As noted above, nothing replaces links to your site and positive references to it around the web–particularly when these come from influential existing sites. Not only do such links drive traffic to your page, they cause search engines to index your page and rank it more highly in the results of searches. As a result, there is a cycle by which the high traffic sites continue to get even more traffic.

How do you get started in that attention cycle? You aren’t the only one who wants to know that. Many people are trying to draw audiences to their work. There are a few things you might try. If you know people who already have a lot of traffic, you can ask them to link to you, or can comment on their sites. Be careful, it’s easy to fall into the trap of spamming a new site, but this is a good time to make use of your social networks. They may not even be web masters or bloggers, with services like Facebook, just about anyone can link to something. These informal marketing networks tend to be very successful when they work, but they do not always work.

The next step is actually advertising your site. Again, Google has taken the lead here, and it is possible to buy as little or as much publicity as you can afford through AdWords. AdWords (the little textual Google ads) are so common on the web these days that they have become almost invisible. If there is a relevant website that accepts private banner ads, you can also purchase adds directly, and draw traffic from that site to your own.

Logs & Analytics

When the web was new, people would just put up a site, and it was “published.” That was the end of it. Then people started looking at the server logs to see who had been visiting their pages. Most web hosts provide access to the raw server logs. The recommended web host for this class, NearlyFreeSpeech, requires that you turn on logging. Take a look at the “sites” tab when logged in to NearlyFreeSpeech, and you will see that there is the ability to “enable” the access log. (Note that this is turned off by default because, for a popular site, these files can get very large, very quickly.)
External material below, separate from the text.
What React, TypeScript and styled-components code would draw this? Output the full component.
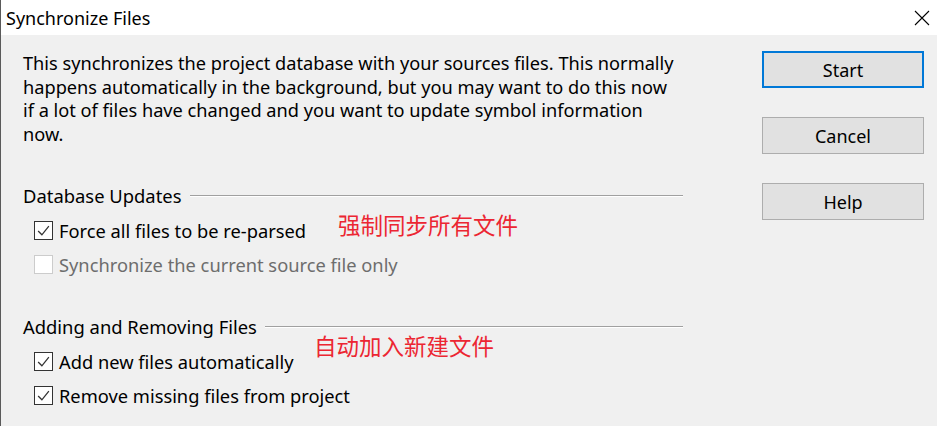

Here is an example of what a few lines from such a log might look like:


72.30.65.52 - - [28/Feb/2009:00:38:38 -0800] “GET /wrist-gps/ HTTP/1.0″ 200 4400 “-” “Mozilla/5.0 (compatible; Yahoo! Slurp/3.0; http://help.yahoo.com/help/us/ysearch/slurp)”
213.155.0.208 - - [28/Feb/2009:00:39:11 -0800] “HEAD / HTTP/1.1″ 200 281 “http://host-tracker.com/web-site-uptime-monitor/1454480/” “Mozilla/4.0 (compatible; HostTracker.com/1.0;+http://host-tracker.com/)”
81.52.143.26 - - [28/Feb/2009:00:39:36 -0800] “GET /phone-sex-construction/ HTTP/1.1″ 200 4399 “-” “Mozilla/5.0 (Windows; U; Windows NT 5.1; fr; rv:1.8.1) VoilaBot BETA 1.2 (support.voilabot@orange-ftgroup.com)”
74.87.194.100 - - [28/Feb/2009:00:40:12 -0800] “GET /1-and-1-hosting-sucks/ HTTP/1.1″ 200 18495 “http://www.google.com/search?hl=en&q=1+and+1+sucks&btnG=Search” “Mozilla/5.0 (Windows; U; Windows NT 5.2; en-US) AppleWebKit/525.19 (KHTML, like Gecko) Chrome/1.0.154.48 Safari/525.19″
74.87.194.100 - - [28/Feb/2009:00:40:12 -0800] “GET /wp-content/themes/greyness/style.css HTTP/1.1″ 200 9929 “http://alex.halavais.net/1-and-1-hosting-sucks/” “Mozilla/5.0 (Windows; U; Windows NT 5.2; en-US) AppleWebKit/525.19 (KHTML, like Gecko) Chrome/1.0.154.48 Safari/525.19″

Obviously, this isn’t something very nice to look at, and there are literally thousands of lines like this each hour even for a fairly low traffic blog. To get an idea of what this log is logging, let’s take a look at the first line. It says that someone from the IP Address 72.30.65.52 hit my site, gives the date, and indicates what file they requested (”/wrist-gps/”). It also provides a string indicating the USER-AGENT; in this case, it is Yahoo’s robot, Slurp! In fact, the first three of these accesses are from robots of various sorts, and a big part of my site traffic is from various types of robots (search engines, aggregators, spammers, etc.) requesting information from my site.

This might be useful as a log if I am looking for something specific, but it needs some kind of massaging if it is going to be useful to me. One of the more popular (free) pieces of software that allows this is called AWSTATS. Here, for example, it counts some of the “hits” on my site over time:

aw1

Later in the page, it tells me what people are searching for when they show up on my blog.

aw2

Yes, I guess people actuallydo search for “rss porn” and “how to cheat.” Above these is the tail end of a list of referring sites. So, links from Boing Boing, Smart Mobs, and BootyCallFriends all lead to my site. (Actually, the last site, in case you hadn’t figured this out, is one of the many ways spammers manage to annoy us: referrer spam.)

More recently, I’ve been using Google Analytics, a service that has you include a link to a small piece of javascript, and provides you with fairly detailed information over time. There is almost too much information, but it’s a wonderful set of data. Here’s just one view: a map of the cities from which people accessed my blog:

ga

There are lots of other features. I can benchmark my site against other sites of a similar size, I can find out how loyal my visitors are over time, I can see which adwords are successful in drawing people to my site, and I can test different layouts to see whether one leads to people exploring the site longer or buying more stuff. In all, it’s a pretty powerful way to begin testing.

This goes beyond this course, but that sets you out on the right foot when it comes to continual testing and improvement of your design. By watching carefully how users behave on your site, you are able to fine tune it. Of course, this won’t work all on its own, but these kinds of metrics are a great start.